Went out to dinner with a friend tonight and found I was talking mostly about the past several relationships I’ve been into. Dan, Kevin and the current. I probably came off a little boring and self absorbed, but that’s because lately I have been a little boring and self absorbed. Lots of things swirling around in my noggin and I’m trying to make sense of it all: Life, Love & the Little things that get me down.

Life: What am I going to be doing in the next few months? I have a number of things that I’d like to do. I have some t-shirt ideas I want to bring to fruition before Southern Decadance. I would like to get back into school, any school, any class. I would like to visit alberto in D.C. I would like to learn to skateboard, having been a poseur in highschool but too afraid then to actually try it with any consistency.
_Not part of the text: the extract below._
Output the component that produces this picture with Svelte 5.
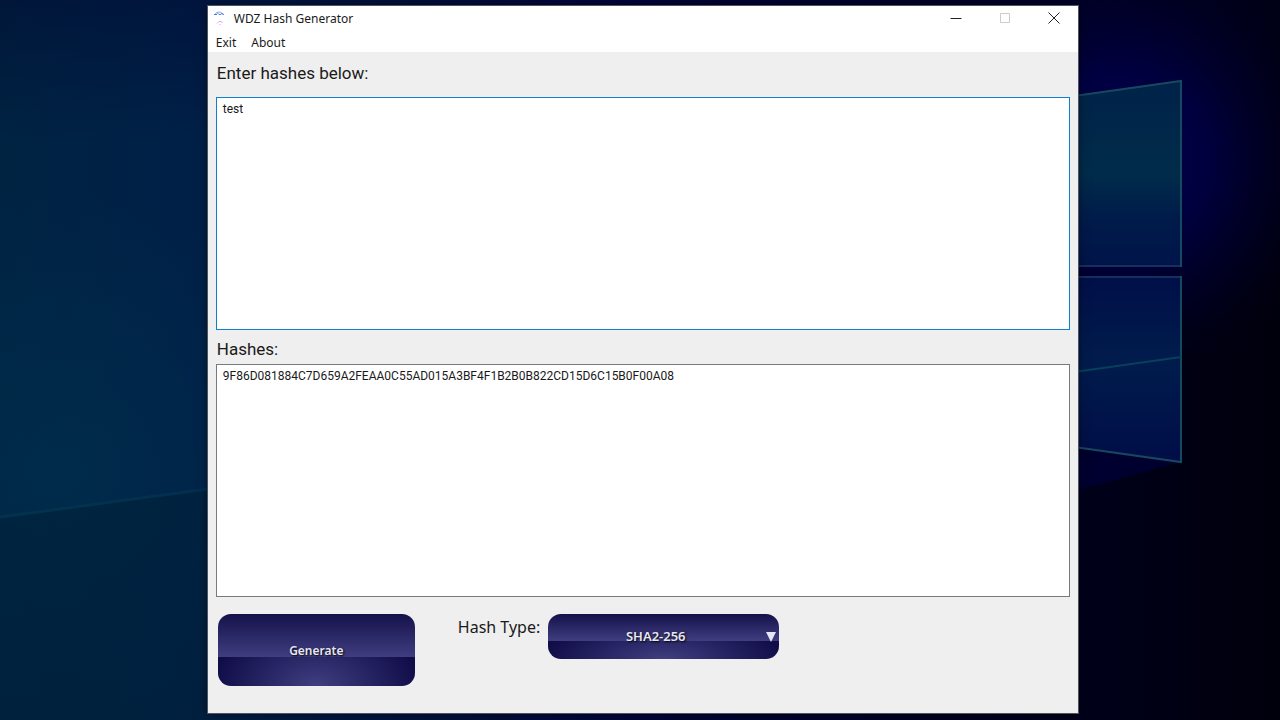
<script>
    let input = "test";
    let hashes = "9F86D081884C7D659A2FEAA0C55AD015A3BF4F1B2B0B822CD15D6C15B0F00A08";
    let hashType = "SHA2-256";
    const hashTypes = ["SHA1", "SHA2-256", "SHA2-384", "SHA2-512"];
    const algorithms = {
        "SHA1": "SHA-1",
        "SHA2-256": "SHA-256",
        "SHA2-384": "SHA-384",
        "SHA2-512": "SHA-512",
    };

    async function hashLine(line) {
        const data = new TextEncoder().encode(line);
        const digest = await crypto.subtle.digest(algorithms[hashType], data);
        return Array.from(new Uint8Array(digest))
            .map((b) => b.toString(16).padStart(2, "0"))
            .join("")
            .toUpperCase();
    }

    async function generate() {
        try {
            const lines = await Promise.all(input.split("\n").map(hashLine));
            hashes = lines.join("\n");
        } catch (error) {
            console.error(error);
        }
    }
</script>

<div class="desktop">
    <svg class="wallpaper" viewBox="0 0 1280 720" preserveAspectRatio="none" aria-hidden="true">
        <defs>
            <linearGradient id="sky" x1="0" y1="0" x2="1" y2="0">
                <stop offset="0" stop-color="#002342" />
                <stop offset="0.16" stop-color="#002048" />
                <stop offset="0.5" stop-color="#00053a" />
                <stop offset="0.85" stop-color="#00001a" />
                <stop offset="1" stop-color="#00000c" />
            </linearGradient>
            <radialGradient id="glow" gradientUnits="userSpaceOnUse" cx="1120" cy="160" r="220">
                <stop offset="0" stop-color="#000050" />
                <stop offset="0.4" stop-color="#00004a" stop-opacity="0.8" />
                <stop offset="0.7" stop-color="#000038" stop-opacity="0.4" />
                <stop offset="1" stop-color="#000020" stop-opacity="0" />
            </radialGradient>
            <radialGradient id="haze" gradientUnits="userSpaceOnUse" cx="60" cy="470" r="280">
                <stop offset="0" stop-color="#002f4e" stop-opacity="0.7" />
                <stop offset="1" stop-color="#002f4e" stop-opacity="0" />
            </radialGradient>
            <linearGradient id="top-dark" x1="0" y1="0" x2="0" y2="1">
                <stop offset="0" stop-color="#00002a" stop-opacity="0.35" />
                <stop offset="1" stop-color="#00002a" stop-opacity="0" />
            </linearGradient>
            <linearGradient id="pane-top" x1="0" y1="0" x2="0" y2="1">
                <stop offset="0" stop-color="#002249" />
                <stop offset="0.5" stop-color="#002c4a" />
                <stop offset="0.75" stop-color="#001b4a" />
                <stop offset="1" stop-color="#00144a" />
            </linearGradient>
            <linearGradient id="pane-bottom" x1="0" y1="0" x2="0" y2="1">
                <stop offset="0" stop-color="#000f49" />
                <stop offset="0.45" stop-color="#001c4c" />
                <stop offset="1" stop-color="#000d48" />
            </linearGradient>
        </defs>
        <rect width="1280" height="720" fill="url(#sky)" />
        <rect width="1280" height="720" fill="url(#haze)" />
        <rect width="1280" height="140" fill="url(#top-dark)" />
        <rect x="800" width="480" height="480" fill="url(#glow)" />
        <path d="M0 519 L208 490 V720 H0 Z" fill="#001f35" opacity="0.45" />
        <path d="M0 517 L208 489" stroke="#07455a" stroke-width="3" opacity="0.3" />
        <path d="M1070 448 L1181 462 L1070 492 Z" fill="#00003a" opacity="0.7" />
        <path d="M1060 98 L1181 81 V266 H1060 Z" fill="url(#pane-top)" />
        <path d="M1060 277 H1181 V462 L1060 445 Z" fill="url(#pane-bottom)" />
        <path d="M1060 266 H1181 M1060 277 H1181" stroke="#15305c" stroke-width="2" />
        <path d="M1060 98 L1181 81 V267 M1181 276 V462 L1060 445" fill="none" stroke="#16485e" stroke-width="2" />
        <path d="M1060 374 L1181 357" stroke="#07405a" stroke-width="2" />
    </svg>

    <main class="window">
        <header class="titlebar">
            <svg class="app-icon" width="16" height="16" viewBox="0 0 16 16" aria-hidden="true">
                <path d="M3 4 Q7 0 11 4" fill="none" stroke="#8fb0ea" />
                <path d="M2 4.5 h3 M5 2.5 l2 2 M7 4.5 h2 M9 3.5 l3 1" fill="none" stroke="#4d79dc" />
                <path d="M5 13.5 Q7 10.5 9 11.5 T10 13" fill="none" stroke="#dfa9ee" />
                <path d="M7 14.5 h2" stroke="#efcff5" />
            </svg>
            <h1>WDZ Hash Generator</h1>
            <div class="window-buttons">
                <button aria-label="Minimize">
                    <svg width="12" height="12" viewBox="0 0 12 12"><path d="M0.5 6.5 h11" /></svg>
                </button>
                <button aria-label="Maximize" disabled>
                    <svg width="12" height="12" viewBox="0 0 12 12"><path d="M1.5 1.5 h9 v9 h-9 Z" /></svg>
                </button>
                <button aria-label="Close">
                    <svg width="12" height="12" viewBox="0 0 12 12"><path d="M0.5 0.5 L11.5 11.5 M11.5 0.5 L0.5 11.5" /></svg>
                </button>
            </div>
        </header>

        <nav class="menu">
            <button>Exit</button>
            <button>About</button>
        </nav>

        <div class="content">
            <label class="input-label" for="input">Enter hashes below:</label>
            <textarea id="input" class="active" spellcheck="false" bind:value={input}></textarea>
            <label class="output-label" for="output">Hashes:</label>
            <textarea id="output" spellcheck="false" readonly value={hashes}></textarea>

            <div class="controls">
                <button class="glossy generate" on:click={generate}>Generate</button>
                <label class="type-label" for="hash-type">Hash Type:</label>
                <div class="select-box">
                    <select id="hash-type" class="glossy" bind:value={hashType}>
                        {#each hashTypes as type}
                            <option value={type}>{type}</option>
                        {/each}
                    </select>
                    <svg class="arrow" width="10" height="10" viewBox="0 0 10 10" aria-hidden="true">
                        <path d="M0 0 H10 L5 10 Z" />
                    </svg>
                </div>
            </div>
        </div>
    </main>
</div>

<style>
    :global(body) {
        margin: 0;
        background-color: #00102c;
    }

    .desktop {
        position: relative;
        display: flex;
        justify-content: center;
        min-height: 100vh;
        padding: 6px 0 7px 6px;
        box-sizing: border-box;
        font-family: "Noto Sans", "Open Sans", sans-serif;
        font-size: 12px;
        color: #1a1a1a;
    }

    .wallpaper {
        position: absolute;
        inset: 0;
        width: 100%;
        height: 100%;
    }

    .window {
        position: relative;
        display: flex;
        flex-direction: column;
        width: 68vw;
        background-color: #efefef;
        box-shadow: 0 0 0 1px #50545f, 0 2px 10px rgba(0, 0, 0, 0.5);
    }

    button,
    select,
    textarea {
        margin: 0;
        font-family: inherit;
        font-size: 12px;
        color: inherit;
    }

    .titlebar {
        display: flex;
        align-items: center;
        height: 24px;
        padding-left: 4px;
        background-color: #fff;
    }

    .titlebar h1 {
        flex: 1;
        margin: 0 0 0 6px;
        font-size: 12px;
        font-weight: 400;
    }

    .window-buttons {
        display: flex;
    }

    .window-buttons button {
        display: flex;
        align-items: center;
        justify-content: center;
        width: 49px;
        height: 24px;
        padding: 0;
        border: 0;
        background: none;
    }

    .window-buttons path {
        fill: none;
        stroke: #222;
    }

    .window-buttons button:disabled path {
        stroke: #ccc;
    }

    .menu {
        display: flex;
        height: 22px;
        background-color: #fff;
    }

    .menu button {
        padding: 2px 7px 0 8px;
        border: 0;
        background: none;
    }

    .content {
        flex: 1;
        display: flex;
        flex-direction: column;
        padding: 8px 8px 27px;
    }

    .input-label,
    .output-label {
        padding-left: 1px;
        font-family: Roboto, "Noto Sans", sans-serif;
        font-size: 17px;
    }

    .input-label {
        height: 37px;
        line-height: 26px;
    }

    .output-label {
        height: 34px;
        line-height: 38px;
    }

    textarea {
        flex: 1;
        min-height: 120px;
        padding: 2px 6px;
        box-sizing: border-box;
        border: 1px solid #7a7a7a;
        border-radius: 0;
        background-color: #fff;
        font-family: Roboto, "Noto Sans", sans-serif;
        line-height: 18px;
        resize: none;
        outline: none;
    }

    textarea.active {
        border-color: #0f80cf;
    }

    .controls {
        display: flex;
        align-items: flex-start;
        margin-top: 17px;
        padding-left: 2px;
    }

    .glossy {
        border: 0;
        border-radius: 13px;
        background:
            linear-gradient(#14114a, #403e80 60%, transparent 60%),
            radial-gradient(ellipse 52% 90% at 50% 100%, #403e80, #100d49);
        color: #e6e6f5;
        font-weight: 600;
        text-shadow: 1px 1px 2px #000;
    }

    .generate {
        width: 197px;
        height: 72px;
    }

    .type-label {
        margin: 0 8px 0 43px;
        font-size: 16px;
        line-height: 26px;
    }

    .select-box {
        position: relative;
    }

    select {
        appearance: none;
        width: 231px;
        height: 45px;
        padding: 0 16px 2px 0;
        font-size: 13px;
        text-align: center;
        text-align-last: center;
    }

    option {
        color: #1a1a1a;
        text-shadow: none;
    }

    .arrow {
        position: absolute;
        top: 18px;
        right: 3px;
        fill: #e6e6f5;
        pointer-events: none;
    }
</style>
I would like to find a second job that I enjoy that actually pays me.

Love: This is a confusing one for me. Do I listen to the people that say I’m delusional and chasing a dream or follow my heart that says good things come to those who wait?

I cried tonight on the way home from the quarter; had to stop at the corner of Burgundy and Esplanade to wipe the rings from the streetlights. It’s been a while since that happened.

Little things that get me down: I almost got doored the other night and the woman called me a fucking asshole for riding in the street; she almost killed me and I’m the asshole. Someone called me a fucking faggot a little while ago. I assume because I was sitting on the curb wiping tears from my eyes. Straight people don’t cry, you see.

How incredibly emo of me.

Lydia just put her head on my keyboard and started to purr; I’m feeling better already.

Just wish I could hug more than a cat tonight.

PS: Read this quick. I’ll probably see this post tomorrow and delete it.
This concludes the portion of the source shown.